Itineraries are designed to appeal to a younger market; guests who are still working and can’t take weeks off for a long cruise. Most are just seven to 10 nights, designed around the chic spots favoured by the superyacht set. Each itinerary aims to have two days at anchor so guests can use the marina platform.
Will Evrima revolutionise luxury cruising? It’s certainly helping to dispel some of the stuffy myths around the market. But there’s hot competition. Scenic Eclipse II is new on the scene, while Emerald Sakara, along with the very well-received Emerald Azzurra, caters for the next price point down.
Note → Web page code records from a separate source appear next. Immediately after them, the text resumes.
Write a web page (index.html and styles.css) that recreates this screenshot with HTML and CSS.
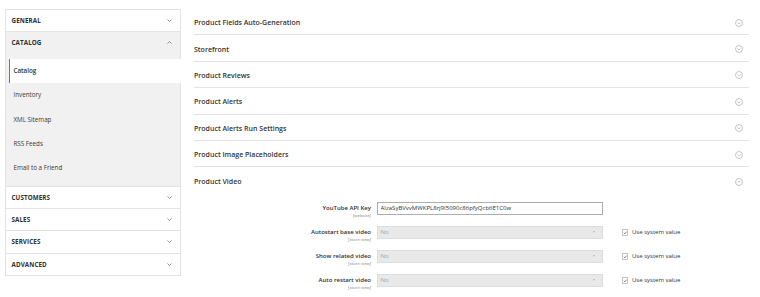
FILE: index.html
```html
<!DOCTYPE html>
<html>

<head>
    <title>Configuration - Catalog</title>
    <meta charset="UTF-8">
    <link rel="stylesheet" href="styles.css">
</head>

<body>
    <div class="page">
        <aside class="nav">
            <div class="nav-block">
                <div class="nav-title">General
                    <svg class="chevron" viewBox="0 0 10 6"><path d="M1 1l4 4 4-4" /></svg>
                </div>
            </div>
            <div class="nav-block open">
                <div class="nav-title">Catalog
                    <svg class="chevron" viewBox="0 0 10 6"><path d="M1 5l4-4 4 4" /></svg>
                </div>
                <ul class="nav-items">
                    <li class="active">Catalog</li>
                    <li>Inventory</li>
                    <li>XML Sitemap</li>
                    <li>RSS Feeds</li>
                    <li>Email to a Friend</li>
                </ul>
            </div>
            <div class="nav-block">
                <div class="nav-title">Customers
                    <svg class="chevron" viewBox="0 0 10 6"><path d="M1 1l4 4 4-4" /></svg>
                </div>
            </div>
            <div class="nav-block">
                <div class="nav-title">Sales
                    <svg class="chevron" viewBox="0 0 10 6"><path d="M1 1l4 4 4-4" /></svg>
                </div>
            </div>
            <div class="nav-block">
                <div class="nav-title">Services
                    <svg class="chevron" viewBox="0 0 10 6"><path d="M1 1l4 4 4-4" /></svg>
                </div>
            </div>
            <div class="nav-block">
                <div class="nav-title">Advanced
                    <svg class="chevron" viewBox="0 0 10 6"><path d="M1 1l4 4 4-4" /></svg>
                </div>
            </div>
        </aside>

        <main class="content">
            <div class="section">
                <span class="section-title">Product Fields Auto-Generation</span>
                <svg class="toggle" viewBox="0 0 16 16"><circle cx="8" cy="8" r="7" /><path d="M5 7l3 3 3-3" /></svg>
            </div>
            <div class="section">
                <span class="section-title">Storefront</span>
                <svg class="toggle" viewBox="0 0 16 16"><circle cx="8" cy="8" r="7" /><path d="M5 7l3 3 3-3" /></svg>
            </div>
            <div class="section">
                <span class="section-title">Product Reviews</span>
                <svg class="toggle" viewBox="0 0 16 16"><circle cx="8" cy="8" r="7" /><path d="M5 7l3 3 3-3" /></svg>
            </div>
            <div class="section">
                <span class="section-title">Product Alerts</span>
                <svg class="toggle" viewBox="0 0 16 16"><circle cx="8" cy="8" r="7" /><path d="M5 7l3 3 3-3" /></svg>
            </div>
            <div class="section">
                <span class="section-title">Product Alerts Run Settings</span>
                <svg class="toggle" viewBox="0 0 16 16"><circle cx="8" cy="8" r="7" /><path d="M5 7l3 3 3-3" /></svg>
            </div>
            <div class="section">
                <span class="section-title">Product Image Placeholders</span>
                <svg class="toggle" viewBox="0 0 16 16"><circle cx="8" cy="8" r="7" /><path d="M5 7l3 3 3-3" /></svg>
            </div>
            <div class="section open">
                <span class="section-title">Product Video</span>
                <svg class="toggle" viewBox="0 0 16 16"><circle cx="8" cy="8" r="7" /><path d="M5 9l3-3 3 3" /></svg>
            </div>

            <div class="fieldset">
                <div class="field-row">
                    <div class="field-label">
                        <span class="label">YouTube API Key</span>
                        <span class="scope">[website]</span>
                    </div>
                    <input class="text-input" type="text" value="AIzaSyBVvvMWKPL8rj9I5090c86pfyQcb6E1C0w">
                    <div></div>
                </div>
                <div class="field-row">
                    <div class="field-label">
                        <span class="label">Autostart base video</span>
                        <span class="scope">[store view]</span>
                    </div>
                    <div class="select disabled">No<span class="arrow"></span></div>
                    <div class="use-system"><span class="checkbox"><svg viewBox="0 0 10 10"><path d="M2 5.2l2 2 4-4.4" /></svg></span>Use system value</div>
                </div>
                <div class="field-row">
                    <div class="field-label">
                        <span class="label">Show related video</span>
                        <span class="scope">[store view]</span>
                    </div>
                    <div class="select disabled">No<span class="arrow"></span></div>
                    <div class="use-system"><span class="checkbox"><svg viewBox="0 0 10 10"><path d="M2 5.2l2 2 4-4.4" /></svg></span>Use system value</div>
                </div>
                <div class="field-row">
                    <div class="field-label">
                        <span class="label">Auto restart video</span>
                        <span class="scope">[store view]</span>
                    </div>
                    <div class="select disabled">No<span class="arrow"></span></div>
                    <div class="use-system"><span class="checkbox"><svg viewBox="0 0 10 10"><path d="M2 5.2l2 2 4-4.4" /></svg></span>Use system value</div>
                </div>
            </div>
        </main>
    </div>
</body>

</html>
```

FILE: styles.css
```css
html,
body {
    margin: 0;
    background: #fff;
}

/* page is laid out at admin size and shown zoomed out;
   1px borders still take a full screen pixel, heights allow for that */
.page {
    zoom: 0.5;
    display: flex;
    align-items: flex-start;
    gap: 26px;
    width: 1520px;
    padding: 18px 22px 0 9px;
    box-sizing: border-box;
    font-family: "Open Sans", "Liberation Sans", sans-serif;
    color: #303030;
}

/* side navigation */
.nav {
    width: 353px;
    flex-shrink: 0;
    border: 1px solid #e3e3e3;
    box-sizing: border-box;
}

.nav-block + .nav-block {
    border-top: 1px solid #e3e3e3;
}

.nav-title {
    height: 42.5px;
    display: flex;
    align-items: center;
    justify-content: space-between;
    padding: 0 16px 0 12px;
    font-size: 12.5px;
    font-weight: 700;
    text-transform: uppercase;
    letter-spacing: 0.2px;
}

.chevron {
    width: 10px;
    height: 6px;
    fill: none;
    stroke: #6b6b6b;
    stroke-width: 1.4;
}

.nav-block.open {
    background: #f1f1f1;
}

.nav-items {
    list-style: none;
    margin: 0;
    padding: 10px 0 12px;
}

.nav-items li {
    height: 48.5px;
    display: flex;
    align-items: center;
    margin-left: 6px;
    padding-left: 8px;
    border-left: 3px solid transparent;
    font-size: 12.5px;
    color: #41362f;
}

.nav-items li.active {
    background: #fff;
    border-left-color: #eb5202;
    margin-right: -1px;
    color: #303030;
    font-weight: 600;
}

/* config sections */
.content {
    flex: 1;
}

.section {
    height: 52.8px;
    box-sizing: border-box;
    display: flex;
    align-items: center;
    justify-content: space-between;
    border-bottom: 1px solid #e3e3e3;
    padding: 4px 12px 0 0;
}

.section.open {
    border-bottom: none;
}

.section-title {
    font-size: 14px;
    font-weight: 600;
    color: #333;
}

.toggle {
    width: 16px;
    height: 16px;
    fill: none;
    stroke: #a0a0a0;
    stroke-width: 1.2;
}

/* product video fields */
.fieldset {
    padding-top: 16px;
}

.field-row {
    display: grid;
    grid-template-columns: 354px 452px auto;
    grid-template-rows: 27px;
    column-gap: 12px;
    margin-bottom: 21px;
}

.field-label {
    height: 27px;
    display: flex;
    flex-direction: column;
    align-items: flex-end;
    padding-top: 3px;
    box-sizing: border-box;
    overflow: visible;
}

.label {
    font-size: 12px;
    font-weight: 600;
    line-height: 20px;
}

.scope {
    font-size: 8.5px;
    line-height: 10px;
    color: #808080;
}

.text-input,
.select {
    height: 27px;
    box-sizing: border-box;
    border: 1px solid #adadad;
    padding: 0 5px;
    font-family: inherit;
    font-size: 12px;
    color: #303030;
    margin: 0;
}

.select {
    display: flex;
    align-items: center;
    justify-content: space-between;
}

.select.disabled {
    background: #e9e9e9;
    border-color: #dcdcdc;
    color: #a8a8a8;
}

.arrow {
    width: 0;
    height: 0;
    margin-right: 10px;
    border-left: 3px solid transparent;
    border-right: 3px solid transparent;
    border-top: 4px solid #b5b5b5;
}

.use-system {
    display: flex;
    align-items: center;
    padding-left: 25px;
    font-size: 12px;
    color: #303030;
}

.checkbox {
    width: 13px;
    height: 13px;
    box-sizing: border-box;
    border: 1px solid #c2c2c2;
    background: #fff;
    margin-right: 8px;
    display: flex;
}

.checkbox svg {
    width: 11px;
    height: 11px;
    fill: none;
    stroke: #41362f;
    stroke-width: 1.6;
}
```
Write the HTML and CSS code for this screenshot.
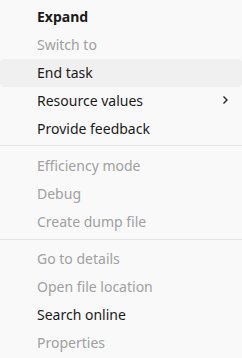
FILE: index.html
```html
<!DOCTYPE html>
<html lang="en">
<head>
    <meta charset="UTF-8">
    <meta name="viewport" content="width=device-width, initial-scale=1.0">
    <title>Context menu</title>
    <link rel="stylesheet" href="styles.css">
</head>
<body>
    <div id="menu">
        <div class="group">
            <div class="item bold">Expand</div>
            <div class="item disabled">Switch to</div>
            <div class="item hover">End task</div>
            <div class="item">
                <span>Resource values</span>
                <svg class="chevron" width="8" height="10" viewBox="0 0 8 10">
                    <path d="M2.5 1.5 L6 5 L2.5 8.5" fill="none" stroke="#1b1b1b" stroke-width="1.3"/>
                </svg>
            </div>
            <div class="item">Provide feedback</div>
        </div>
        <div class="separator"></div>
        <div class="group">
            <div class="item disabled">Efficiency mode</div>
            <div class="item disabled">Debug</div>
            <div class="item disabled">Create dump file</div>
        </div>
        <div class="separator second"></div>
        <div class="group">
            <div class="item disabled">Go to details</div>
            <div class="item disabled">Open file location</div>
            <div class="item">Search online</div>
            <div class="item disabled">Properties</div>
        </div>
    </div>
</body>
</html>
```

FILE: styles.css
```css
body {
    margin: 0;
    padding: 0;
    background-color: #f9f9f9;
    font-family: "Noto Sans", "Open Sans", sans-serif;
    font-size: 14px;
    color: #1b1b1b;
}

#menu {
    padding-top: 3px;
}

.item {
    box-sizing: border-box;
    height: 28px;
    display: flex;
    align-items: center;
    justify-content: space-between;
    padding: 0 13px 2px 37px;
    border-radius: 4px;
}

.bold {
    font-weight: bold;
}

.disabled {
    color: #a0a0a0;
}

.hover {
    background-color: #f0f0f0;
}

.chevron {
    display: block;
}

.separator {
    height: 1px;
    background-color: #e5e5e5;
    margin: 2px 0 6px;
}

.separator.second {
    margin: 3px 0 5px;
}
```
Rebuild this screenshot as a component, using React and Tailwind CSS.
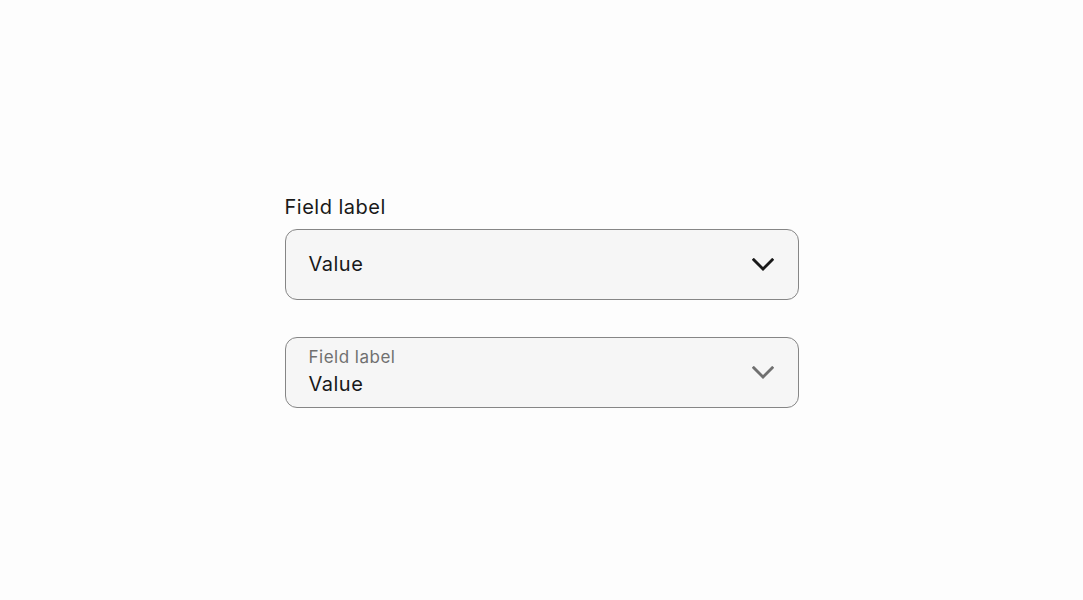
import React from 'react';

const Chevron = ({ color }) => (
  <svg width="22" height="13" viewBox="0 0 22 13" fill="none" className="shrink-0">
    <polyline
      points="1.8,1.8 11,11 20.2,1.8"
      stroke={color}
      strokeWidth="2.8"
      strokeLinecap="square"
      strokeLinejoin="miter"
    />
  </svg>
);

const App = () => {
  return (
    <div
      className="flex h-[600px] w-full items-center justify-center bg-[#fdfdfd]"
      style={{ fontFamily: 'Inter, "Noto Sans", sans-serif' }}
    >
      <div className="flex w-[514px] flex-col">
        <label className="mb-[8px] text-[20px] leading-[28px] text-[#191919] tracking-[0.5px]">Field label</label>
        <div className="flex h-[71px] items-center justify-between rounded-[12px] border-[1.5px] border-[#868686] bg-[#f6f6f6] pl-[23px] pr-[24px]">
          <span className="text-[20px] leading-[28px] text-[#191919] tracking-[0.5px]">Value</span>
          <Chevron color="#191919" />
        </div>

        <div className="mt-[37px] flex h-[71px] items-center justify-between rounded-[12px] border-[1.5px] border-[#868686] bg-[#f6f6f6] pl-[23px] pr-[24px]">
          <div className="flex flex-col gap-[3px]">
            <span className="text-[17px] leading-[20px] text-[#707070] tracking-[0.5px]">Field label</span>
            <span className="text-[20px] leading-[28px] text-[#191919] tracking-[0.5px]">Value</span>
          </div>
          <Chevron color="#707070" />
        </div>
      </div>
    </div>
  );
};

export default App;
Four Seasons will be entering the fray in 2025 and Orient Express’ Silenseas takes to the oceans in 2026. One thing’s for sure: all these ships will open the eyes of cruising sceptics to luxury life afloat.
Tips for sailing on Evrima
There are a few aspects of Evrima that are different from conventional luxury cruising. This is very much a ship for those in search of peace, quiet and space. There’s little nightlife. For example, just jazz in the Living Room and dancing on deck when there’s a lively enough crowd. There’s no casino or theatre and mercifully, no cruise director.
You will be travelling with families, which may seem out of place on a luxury yacht. There’s a small kids’ club but the assumption is that Evrima will attract well-travelled families with kids who will spend time with their parents rather than simply be parked for the day.
Plan your time around the days at anchor if you want to try the water toys, which is all part of the experience.
Asian fusion-loving Australians will love the somewhat minimalist Talaat Nam, which focuses on Asian cuisine with a contemporary twist and beautiful presentation. You can eat indoors or outside, or at the sushi bar. A series of delicious sharing plates just keeps coming; when I ate here, the sushi, the tender chicken satay, the Thai mango salad, beef rendang and noodles were all perfection. As with all the other restaurants, wines are included.
A refreshing and exciting new choice for anybody with money to spend and reservations about traditional cruising.
Elegant, spacious ship with great dining choices and a superyacht vibe.
Not one for night owls – and unexpected features cost extra, like the kids’ club, at US$45 for three hours, and fast WiFi, at $28 per day. The entry-level pricing is more than that of Silversea or Seabourn, too.